Trade-off: Higher cost and complexity; larger physical volume.

Sourcing Tip: Mandatory verification of PPS support for Samsung/latest flagship device compatibility.

FAQ for Procurement Managers

Q: Why is the "Ripple Voltage" specification important for a B2B buyer?

A: High ripple voltage causes excessive heat in the receiving device's battery management system (BMS). A quality type c wall charger should maintain ripple below 100mVp-p to ensure the longevity of the end-user's device.

Q: Does a heavier charger indicate better quality?

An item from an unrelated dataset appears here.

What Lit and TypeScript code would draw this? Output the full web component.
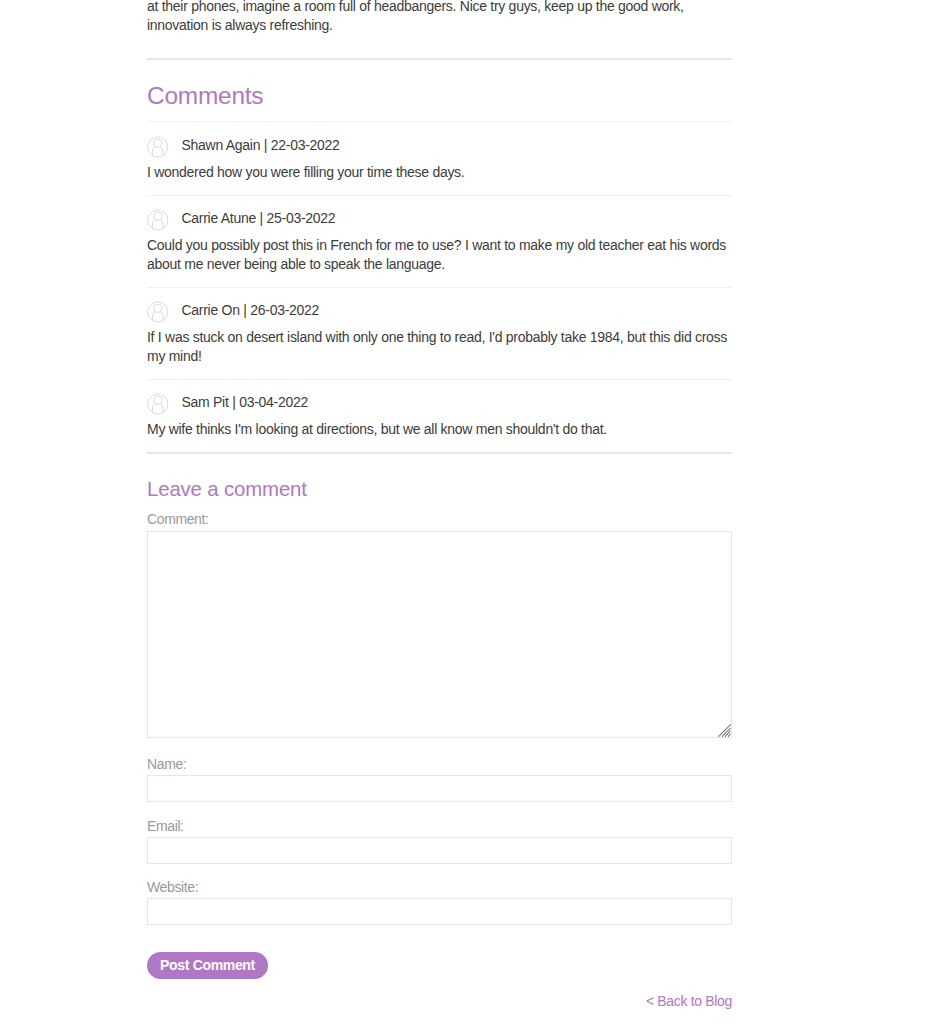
import { LitElement, html, css } from "lit";
import { customElement, property } from "lit/decorators.js";

interface Comment {
  author: string;
  date: string;
  lines: string[];
}

const comments: Comment[] = [
  { author: "Shawn Again", date: "22-03-2022", lines: ["I wondered how you were filling your time these days."] },
  {
    author: "Carrie Atune",
    date: "25-03-2022",
    lines: [
      "Could you possibly post this in French for me to use? I want to make my old teacher eat his words",
      "about me never being able to speak the language.",
    ],
  },
  {
    author: "Carrie On",
    date: "26-03-2022",
    lines: [
      "If I was stuck on desert island with only one thing to read, I'd probably take 1984, but this did cross",
      "my mind!",
    ],
  },
  { author: "Sam Pit", date: "03-04-2022", lines: ["My wife thinks I'm looking at directions, but we all know men shouldn't do that."] },
];

@customElement("blog-comment")
export class BlogComment extends LitElement {
  @property({ attribute: false }) comment!: Comment;

  static styles = css`
    :host {
      display: block;
      box-sizing: border-box;
      border-top: 1px solid #f0f0f1;
      padding-top: 13.5px;
      height: 73.6px;
    }
    :host(.long) {
      height: 92px;
    }
    .head {
      display: flex;
      height: 27.4px;
      gap: 13px;
    }
    .avatar {
      width: 21.5px;
      height: 22px;
      flex: none;
    }
    .meta {
      line-height: 19px;
    }
    .line {
      line-height: 19px;
      white-space: nowrap;
    }
  `;

  render() {
    const { author, date, lines } = this.comment;
    return html`
      <div class="head">
        <svg class="avatar" viewBox="0 0 22 22" fill="none" stroke="#d6dada" stroke-width="1">
          <circle cx="11" cy="11" r="10.3" />
          <circle cx="11" cy="7.2" r="4.1" />
          <path d="M5.6 19.8v-3.6c0-3.2 1.2-4.9 3-5.6M16.4 19.8v-3.6c0-3.2-1.2-4.9-3-5.6" />
        </svg>
        <span class="meta">${author} | ${date}</span>
      </div>
      ${lines.map((l) => html`<div class="line">${l}</div>`)}
    `;
  }
}

@customElement("app-root")
export class AppRoot extends LitElement {
  static styles = css`
    :host {
      display: block;
      height: 1024px;
      overflow: hidden;
      background: #fff;
      color: #3c3c3b;
      font: 14px/19px "Liberation Sans", Arial, sans-serif;
      letter-spacing: -0.28px;
    }
    .page {
      width: 585px;
      margin-left: 147px;
    }
    .article {
      margin-top: -3px;
      height: 61px;
      white-space: nowrap;
    }
    .rule {
      height: 2px;
      background: #e6e6e6;
    }
    h1,
    h2 {
      margin: 0;
      font-weight: 400;
      color: #b077c4;
    }
    h1 {
      font-size: 24.4px;
      line-height: 28px;
      padding: 22px 0 11px;
      letter-spacing: -0.2px;
    }
    h2 {
      font-size: 20.4px;
      line-height: 24px;
      padding: 23px 0 9px;
      letter-spacing: -0.15px;
    }
    label {
      display: block;
      color: #999;
      height: 20px;
      letter-spacing: -0.38px;
    }
    .first {
      height: 21px;
    }
    .box {
      display: block;
      box-sizing: border-box;
      width: 585px;
      margin: 0;
      padding: 2px;
      border: 1px solid #e6e6e6;
      border-radius: 0;
      background: #fff;
      outline: none;
      font: inherit;
      resize: none;
    }
    .area {
      height: 207px;
    }
    .field {
      height: 27px;
      margin-bottom: 14.4px;
    }
    .area-wrap {
      position: relative;
      margin-bottom: 17px;
    }
    .grip {
      position: absolute;
      right: 1px;
      bottom: 1px;
      width: 13px;
      height: 13px;
    }
    .post {
      display: block;
      margin: 27px 0 13px;
      padding: 0;
      width: 121px;
      height: 27px;
      border: 0;
      border-radius: 14px;
      background: #b077c4;
      color: #fff;
      font: bold 14px/27px "Liberation Sans", Arial, sans-serif;
      letter-spacing: -0.33px;
    }
    .back {
      display: block;
      text-align: right;
      color: #b077c4;
      text-decoration: none;
      letter-spacing: -0.33px;
    }
  `;

  render() {
    return html`
      <main class="page">
        <div class="article">
          at their phones, imagine a room full of headbangers. Nice try guys, keep up the good work,<br />innovation is
          always refreshing.
        </div>
        <div class="rule"></div>
        <h1>Comments</h1>
        ${comments.map((c) => html`<blog-comment class=${c.lines.length > 1 ? "long" : ""} .comment=${c}></blog-comment>`)}
        <div class="rule"></div>
        <h2>Leave a comment</h2>
        <label class="first" for="comment">Comment:</label>
        <div class="area-wrap">
          <textarea id="comment" class="box area"></textarea>
          <svg class="grip" viewBox="0 0 13 13" stroke="#555" stroke-width="1.1" stroke-dasharray="1.3 .3">
            <path d="M.5 12.5l12-12M4 12.5L12.5 4M7 12.5L12.5 7M10 12.5l2.500-2.500" fill="none" />
          </svg>
        </div>
        <label for="name">Name:</label>
        <input id="name" class="box field" />
        <label for="email">Email:</label>
        <input id="email" class="box field" />
        <label for="website">Website:</label>
        <input id="website" class="box field" />
        <button class="post">Post Comment</button>
        <a class="back" href="#">&lt; Back to Blog</a>
      </main>
    `;
  }
}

A: Generally, yes. In power electronics, weight often corresponds to better thermal potting (thermal glue) and more robust heat sinks. A strangely light charger may lack necessary thermal potting, leading to hotspots.

Q: What is the difference between PD 3.0 and PD 3.1?

A: PD 3.1 extends the power range up to 240W (48V/5A). For standard phone and laptop chargers (up to 100W), PD 3.0 remains the standard. If you are sourcing for high-performance gaming laptops, consider [high-power PD 3.1 adapters].

Q: How do I verify if a charger supports PPS?

A: PPS (Programmable Power Supply) allows for dynamic voltage and current negotiation. This must be explicitly stated in the protocol specification sheet. It is crucial for fast-charging Samsung devices and ensuring cool operation.

Future Trends in Charging Technology

The future of the type c wall charger lies in the integration of digital control and even higher power densities.

Digital Control Loops: Moving from analog to MCU-based digital control allows for smarter power distribution and real-time health monitoring of the charger components.

USB PD 3.1 & EPR (Extended Power Range): We will see the mainstream adoption of 140W and 240W chargers, blurring the line between proprietary laptop bricks and universal USB-C chargers.

Integrated Magnetics: innovative manufacturing techniques will allow transformers and inductors to be integrated into the PCB substrate, further reducing the Z-height of the portable usb charger.

For B2B buyers, staying ahead means prioritizing vendors who understand these engineering shifts and prioritize reliability over mere aesthetic miniaturization.